When my daughter climbed onto my lap a few weeks ago and asked if she could read my novel, I said she absolutely could. There was nothing in those pages that could be considered inappropriate for eight-year-olds—no cussing, no sex, no murder. And as she’d already gone through just about every book on the shelf of her room, she had nothing to read.
For a week I watched her curled up on the sofa with brow furrowed. She was the perfect reader, the epitome of the audience every writer desires. She laughed much. Cried some. She pondered and asked questions and underlined her favorite parts.
And it was during all of that when I began thinking about how I was such a wonderful father, fostering in my child a love for words and books and stories. How I was expanding her mind and giving her proof that any dream could be attained with the right amount of work and faith. Yes, a wonderful father. Perfect but for my fallen nature.
Looking back, it seems appropriate that a few nights ago I would be brought back down to earth in such a sudden way. There is a great amount of danger in thinking too less of yourself, but the greater danger lies in thinking too much. Wonderful fathers do not dash the sense of magic and possibility that is inherent in their children. And yet that is exactly what I believe I’ve done.
It began late at night, in that dimness of mind when wakefulness and sleep melt into one another. I was settled in bed, eyes closed, when a thought that perhaps for days had been boring its way to the front of my thick head finally broke through.
It was the afterword. I had written about Santa Claus in the afterword.
About how he wasn’t real.
I threw the covers back and sat up. How could I be so stupid? How could I have forgotten that? Yes, every child must at some point be confronted with that horrible and inevitable truth. It is often the first baby steps on the road to adulthood. But this way? Having to read it in a book your father’s written? There, in black and white, told by the man who has told you over and over that people who don’t believe in Santa are wrong?

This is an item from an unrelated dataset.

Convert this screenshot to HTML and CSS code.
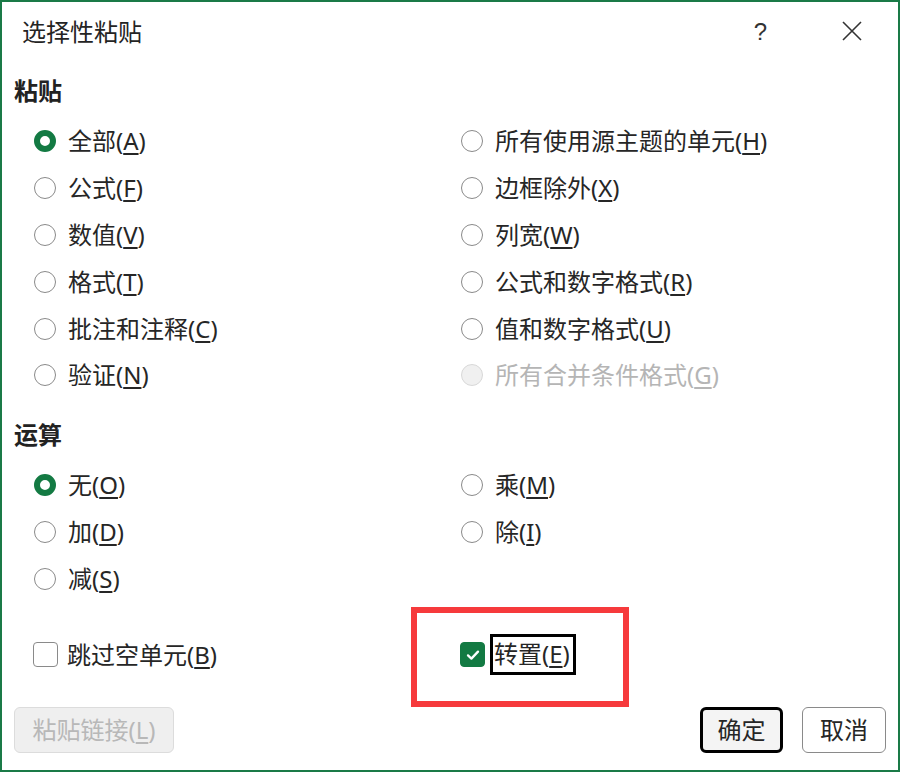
FILE: index.html
```html
<!DOCTYPE html>
<html lang="zh-CN">
<head>
<meta charset="utf-8">
<title>选择性粘贴</title>
<link rel="stylesheet" href="styles.css">
</head>
<body>
<div class="dialog">
  <div class="titlebar">
    <div class="title">选择性粘贴</div>
    <div class="title-actions">
      <span class="help">?</span>
      <svg class="close" width="22" height="22" viewBox="0 0 22 22"><path d="M2 2 L20 20 M20 2 L2 20" stroke="#333" stroke-width="1.6" fill="none"/></svg>
    </div>
  </div>

  <div class="section-title">粘贴</div>
  <div class="grid paste-grid">
    <label class="opt"><span class="radio on"></span><span>全部(<u>A</u>)</span></label>
    <label class="opt"><span class="radio"></span><span>所有使用源主题的单元(<u>H</u>)</span></label>
    <label class="opt"><span class="radio"></span><span>公式(<u>F</u>)</span></label>
    <label class="opt"><span class="radio"></span><span>边框除外(<u>X</u>)</span></label>
    <label class="opt"><span class="radio"></span><span>数值(<u>V</u>)</span></label>
    <label class="opt"><span class="radio"></span><span>列宽(<u>W</u>)</span></label>
    <label class="opt"><span class="radio"></span><span>格式(<u>T</u>)</span></label>
    <label class="opt"><span class="radio"></span><span>公式和数字格式(<u>R</u>)</span></label>
    <label class="opt"><span class="radio"></span><span>批注和注释(<u>C</u>)</span></label>
    <label class="opt"><span class="radio"></span><span>值和数字格式(<u>U</u>)</span></label>
    <label class="opt"><span class="radio"></span><span>验证(<u>N</u>)</span></label>
    <label class="opt disabled"><span class="radio"></span><span>所有合并条件格式(<u>G</u>)</span></label>
  </div>

  <div class="section-title op-title">运算</div>
  <div class="grid op-grid">
    <label class="opt"><span class="radio on"></span><span>无(<u>O</u>)</span></label>
    <label class="opt"><span class="radio"></span><span>乘(<u>M</u>)</span></label>
    <label class="opt"><span class="radio"></span><span>加(<u>D</u>)</span></label>
    <label class="opt"><span class="radio"></span><span>除(<u>I</u>)</span></label>
    <label class="opt"><span class="radio"></span><span>减(<u>S</u>)</span></label>
  </div>

  <div class="grid check-grid">
    <label class="opt chk"><span class="checkbox"></span><span>跳过空单元(<u>B</u>)</span></label>
    <label class="opt chk transpose">
      <span class="checkbox checked"><svg width="16" height="16" viewBox="0 0 16 16"><path d="M3 8.4 L6.4 11.6 L13 4.6" stroke="#fff" stroke-width="2.3" fill="none" stroke-linecap="round" stroke-linejoin="round"/></svg></span>
      <span class="focus">转置(<u>E</u>)</span>
      <span class="highlight"></span>
    </label>
  </div>

  <div class="buttons">
    <button class="btn disabled-btn">粘贴链接(<u>L</u>)</button>
    <div class="right-btns">
      <button class="btn primary">确定</button>
      <button class="btn">取消</button>
    </div>
  </div>
</div>
</body>
</html>
```

FILE: styles.css
```css
* { box-sizing: border-box; }
html, body { margin: 0; padding: 0; background: #fff; }
body {
  font-family: "Noto Sans", "Noto Sans CJK SC", sans-serif;
  color: #262626;
  font-size: 24px;
}
.dialog {
  width: 900px;
  height: 772px;
  border: 2px solid #1a7a47;
  display: flex;
  flex-direction: column;
  background: #fff;
}
.titlebar {
  height: 66px;
  padding: 0 0 6px 20px;
  display: flex;
  align-items: center;
  justify-content: space-between;
}
.title { font-size: 24px; line-height: 30px; color: #242424; }
.title-actions {
  display: flex;
  align-items: center;
  margin-right: 35px;
}
.help {
  font-family: "Liberation Sans", sans-serif;
  font-size: 24px;
  line-height: 30px;
  color: #333;
  margin-right: 74px;
}
.close { display: block; margin-top: -2px; }
.section-title {
  height: 46px;
  line-height: 46px;
  padding-left: 12px;
  font-weight: 700;
  font-size: 24px;
  color: #222;
}
.op-title { margin-top: 13px; }
.grid {
  display: grid;
  grid-template-columns: 427px 1fr;
  padding-left: 32px;
}
.paste-grid { margin-top: 4px; grid-auto-rows: 46.8px; }
.op-grid { margin-top: 3.5px; grid-auto-rows: 47px; }
.check-grid { margin-top: 29px; grid-auto-rows: 47px; padding-left: 31px; }
.opt {
  display: flex;
  align-items: center;
  gap: 12px;
  line-height: 30px;
  white-space: nowrap;
}
.opt u { text-decoration-thickness: 1.5px; text-underline-offset: 3px; }
.radio {
  width: 22px;
  height: 22px;
  border-radius: 50%;
  border: 1.8px solid #8a8a8a;
  flex: none;
}
.radio.on {
  border: 6px solid #137a43;
}
.disabled { color: #b5b5b5; }
.disabled .radio { border-color: #d8d8d8; background: #f0f0f0; }
.chk { gap: 9px; }
.checkbox {
  width: 25px;
  height: 25px;
  border: 1.8px solid #8a8a8a;
  border-radius: 4px;
  flex: none;
  display: flex;
  align-items: center;
  justify-content: center;
}
.checkbox.checked {
  background: #137a43;
  border-color: #137a43;
  margin-left: 0;
}
.checkbox svg { display: block; }
.transpose { position: relative; gap: 5px; }
.focus {
  border: 3px solid #000;
  padding: 2px 3px 3px 1px;
  line-height: 30px;
}
.highlight {
  position: absolute;
  left: -49px;
  top: -24px;
  width: 218px;
  height: 100px;
  border: 6.5px solid #f63a3c;
  pointer-events: none;
}
.buttons {
  margin-top: 28.5px;
  display: flex;
  justify-content: space-between;
  padding: 0 12px;
}
.right-btns { display: flex; gap: 19px; }
.btn {
  font-family: "Noto Sans", "Noto Sans CJK SC", sans-serif;
  font-size: 24px;
  color: #262626;
  height: 46px;
  width: 84px;
  padding: 0;
  background: #fff;
  border: 1.6px solid #8a8a8a;
  border-radius: 6px;
  line-height: 30px;
}
.btn.primary {
  width: 83px;
  border: 3px solid #000;
  background: #f4f4f4;
}
.disabled-btn {
  width: 160px;
  background: #efefef;
  border: 1.5px solid #dcdcdc;
  color: #b8b8b8;
}
.disabled-btn u { text-decoration-thickness: 1.5px; text-underline-offset: 3px; }
```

My mind seemed to fold in on itself. Men tend to think of problems in terms of solutions. How something went wrong and why doesn’t matter as long as it’s fixed. And I had to fix this. Now.
And that is why I did what just hours before I would have sworn was unthinkable, an act that was so vile and so contrary to everything I believed in that in the process of its commission I felt part savage and part Nazi:
I took my knife into my daughter’s bedroom, opened the copy of my book that lay on her nightstand, and very carefully cut out the afterword.
I set the book back on the nightstand exactly as I’d found it. My daughter, immersed in a sleep of innocence the likes of which I would never enjoy again, never stirred. The only thing that kept me from taking a shower to try and wash all the failure off was the fact that her belief was intact.
Back to bed. Settled into my pillow, covers over me. I said a prayer of both thanks and forgiveness and waited for God to tell me everything would be okay.
He didn’t tell me.
Because I shot up in bed again when another thought managed to finally puncture my thick brain.
Why do writers include things in an afterword?
Because they’ve mentioned them in the book itself.
I hadn’t just mentioned Santa’s imaginary existence in passing. I’d written an entire chapter about it.
Out of bed. Back to my daughter’s room. I looked at the placement of her bookmark.
She’d read that chapter about two days prior.
And that is where things stand as of now. She hasn’t mentioned Santa. I haven’t either. And she seems fine, has even begun a Christmas list.
But I wonder. I wonder what this Christmas will bring. I wonder if I’ll walk into her room one December night and find her in tears. And I wonder what I’ll say.